Second I changed it so that rather than storing a min and max value per 4x4, we store a min and ratio between min and 255.
This changes the precision range from 3-11 to 3-19 bits and is only possible because I removed the 2nd mode.
Third I changed the way the indices are stored, so that 0-7 maps directly to the lerp ratio.
I have no idea why BC4 stores it indices in such a random order, but it makes it much harder to decode on the CPU.
I'll refer to my format as DBlock.
I wrote a fail fast test compare the DBlock vs U8 encoding, one immediate downside of DBlock is that the decoder requires more instructions than U8. On the other hand the total memory is half, so less cache misses. Also the blocks are in 4x4 format which is essentially a partial morton order, so again better cache access patterns.
Visually DBlock wins in virtually every case despite being half the memory. This is because the vast majority of 4x4 blocks are better captured by a local gradient encoding. In theory for blocks that contain large differences between min/max DBlock should look worse, but I am not easily able to spot the difference.
The only real downside is the complexity of the decoder, in particular with U8 I was taking advantage of that fast that I could load multiple pixels with a single gather. This is far more difficult with DBlock, since each "pixel" is now 4x4 pixels, and 8 bytes in size.
Also this is all SIMD based, I don't have scalar decoders.
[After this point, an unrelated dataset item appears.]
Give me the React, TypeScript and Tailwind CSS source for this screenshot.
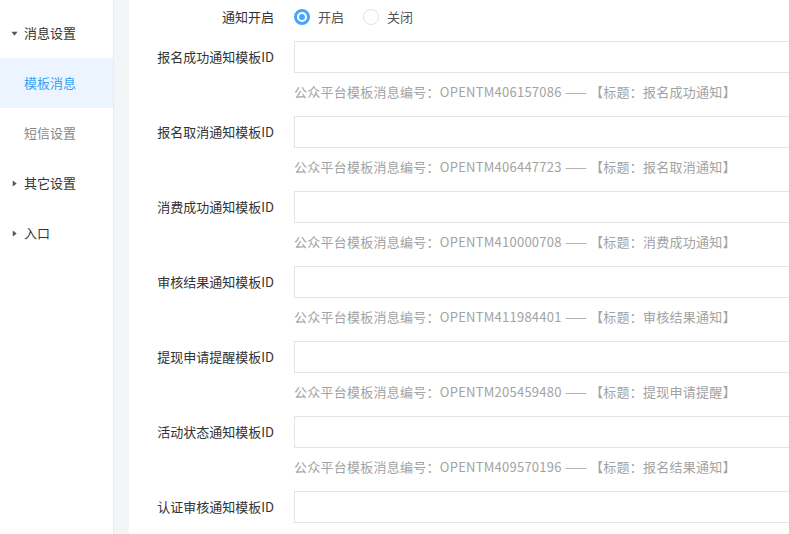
import React, { useState } from 'react';

const rows = [
  { label: '报名成功通知模板ID', code: 'OPENTM406157086', title: '报名成功通知' },
  { label: '报名取消通知模板ID', code: 'OPENTM406447723', title: '报名取消通知' },
  { label: '消费成功通知模板ID', code: 'OPENTM410000708', title: '消费成功通知' },
  { label: '审核结果通知模板ID', code: 'OPENTM411984401', title: '审核结果通知' },
  { label: '提现申请提醒模板ID', code: 'OPENTM205459480', title: '提现申请提醒' },
  { label: '活动状态通知模板ID', code: 'OPENTM409570196', title: '报名结果通知' },
  { label: '认证审核通知模板ID' },
];

const Caret = ({ open }: { open?: boolean }) => (
  <svg
    className={open ? 'w-[7px] h-[7px] text-[#555]' : 'w-[7px] h-[7px] text-[#555] -rotate-90'}
    viewBox="0 0 8 8"
  >
    <path d="M0.5 2h7L4 6.5z" fill="currentColor" />
  </svg>
);

const Radio = ({ checked, label, onClick }: { checked: boolean; label: string; onClick: () => void }) => (
  <label className="flex items-center cursor-pointer" onClick={onClick}>
    <span
      className={
        checked
          ? 'w-[16px] h-[16px] rounded-full border-[3px] border-[#46a6ff] bg-white flex items-center justify-center'
          : 'w-[16px] h-[16px] rounded-full border border-[#e3e3e3] bg-white'
      }
    >
      {checked && <span className="w-[6px] h-[6px] rounded-full bg-[#46a6ff]" />}
    </span>
    <span className="ml-[8px] text-[13px] text-[#555]">{label}</span>
  </label>
);

const App = () => {
  const [enabled, setEnabled] = useState(true);

  return (
    <div className="flex w-[789px] h-[534px] overflow-hidden bg-white font-['Noto_Sans_CJK_SC','Noto_Sans',sans-serif]">
      {/* sidebar */}
      <div className="w-[114px] shrink-0 border-r border-[#ebebeb] pt-[8px] text-[13px]">
        <div className="h-[50px] flex items-center pl-[11px] text-[#333]">
          <Caret open />
          <span className="ml-[6px]">消息设置</span>
        </div>
        <div className="h-[50px] flex items-center pl-[24px] bg-[#ecf5ff] text-[#36a3f7]">模板消息</div>
        <div className="h-[50px] flex items-center pl-[24px] text-[#888]">短信设置</div>
        <div className="h-[50px] flex items-center pl-[11px] text-[#333]">
          <Caret />
          <span className="ml-[6px]">其它设置</span>
        </div>
        <div className="h-[50px] flex items-center pl-[11px] text-[#333]">
          <Caret />
          <span className="ml-[6px]">入口</span>
        </div>
      </div>
      <div className="w-[15px] shrink-0 bg-[#f4f5f7]" />

      {/* main */}
      <div className="flex-1 min-w-0 text-[13px]">
        <div className="flex items-center h-[34px]">
          <div className="w-[145px] text-right text-[#333]">通知开启</div>
          <div className="ml-[20px] flex items-center gap-[19px]">
            <Radio checked={enabled} label="开启" onClick={() => setEnabled(true)} />
            <Radio checked={!enabled} label="关闭" onClick={() => setEnabled(false)} />
          </div>
        </div>
        <div className="mt-[7px]">
          {rows.map((r) => (
            <div key={r.label}>
              <div className="flex items-center h-[32px]">
                <div className="w-[145px] shrink-0 text-right text-[#333] whitespace-nowrap">{r.label}</div>
                <input className="ml-[20px] w-[560px] shrink-0 h-[32px] border border-[#e4e4e4] outline-none px-2" />
              </div>
              {r.code && (
                <div className="pl-[165px] pt-[9px] pb-[14px] leading-[20px] text-[#a3a3a3] whitespace-nowrap tracking-[0.25px]">
                  公众平台模板消息编号：{r.code} —— 【标题：{r.title}】
                </div>
              )}
            </div>
          ))}
        </div>
      </div>
    </div>
  );
};

export default App;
Thus branching on whether the X coordinate crosses from one block to another doesn't work well, it is very likely at least one of the lanes will cross blocks.
The initial decoder simply does many more gathers than the U8 one, for a 2x2 bilinear sample the U8 decoder required 2 gathers, with an extra 2 only when the X coordinate wrapped around(Repeat sampling).
The initial DBlock decoder for bilinear requires 8 gathers(in best case theoretically we only need 1 or2, but worst case is 8), although in many cases they are gathering from the same block, so it should be possible to eliminate some of these once I write a more optimized decoder.
One interesting thing is that for quadratic sampling(3x3), DBlocks number of gathers doesn't change from bilinear, and we can get everything we need with 8.
One perf improvement I quickly added was to switch the gathers to 64 bit sized rather than 32 bit, as our blocks are 64 bit, and 64 bit gathers do run faster.
Another option would be to drop the gathers and use 128 bit loads per lane, then shuffle everything around. I'll probably test this at some point, but it is a large # of instructions, so it may not be a win despite dropping the gathers.
*Update: I wrote the 128 bit load/swizzle based version and it does outperform the gather based implementation, and is now the default version. This is on Zen2, where gather is particularly slow and decodes to an obscene number of Uops.
Future: At some point I'd like to port the volumes to also using this format (Edit: this has been done although it is a slightly different format since it targets 3D blocks)